In preliminary testing, the estimate seems uncannily accurate. I did not draw a plot comparing the estimates and the actual errors for divisors 1 to 20000, because the points all coincide exactly in the plots. (Within this range, the estimate is exact, or one too large.) Essentially, the estimates reproduce the first plot in this answer exactly.
The pattern of failures for the Markstein approach is regular, and very interesting.
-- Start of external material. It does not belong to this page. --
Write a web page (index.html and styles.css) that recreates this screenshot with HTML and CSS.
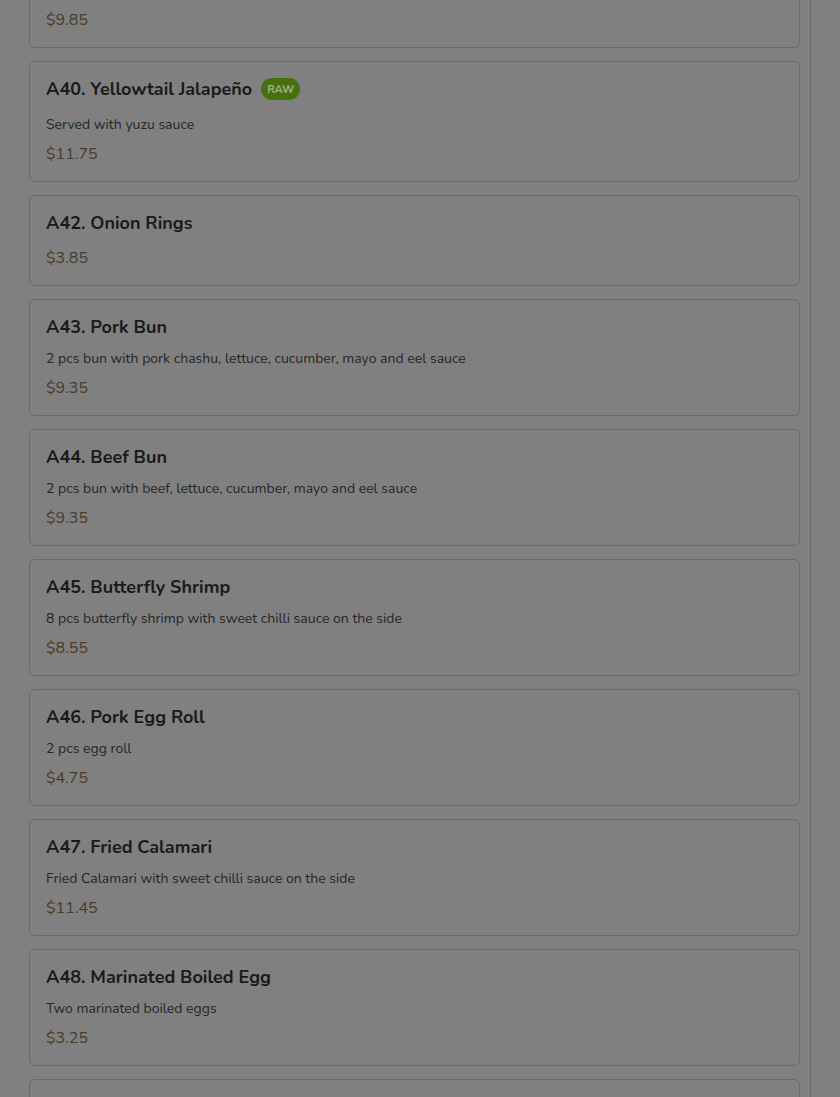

The approach works for all power of two divisors, and all odd integer divisors.
For divisors greater than 16777216, I consistently see the same errors as for a divisor that is divided by the smallest power of two to yield a value less than 16777216. For example, 0x1.3cdfa4p+23 and 0x1.3cdfa4p+41, 0x1.d8874p+23 and 0x1.d8874p+32, 0x1.cf84f8p+23 and 0x1.cf84f8p+34, 0x1.e4a7fp+23 and 0x1.e4a7fp+37. (Within each pair, the mantissa is the same, and only the power of two varies.)
Assuming my test bench is not in error, this means that the Markstein approach also works divisors larger than 16777216 in magnitude (but smaller than, say, 1e+30), if the divisor is such that when divided by the smallest power of two that yields a quotient of less than 16777216 in magnitude, and the quotient is odd.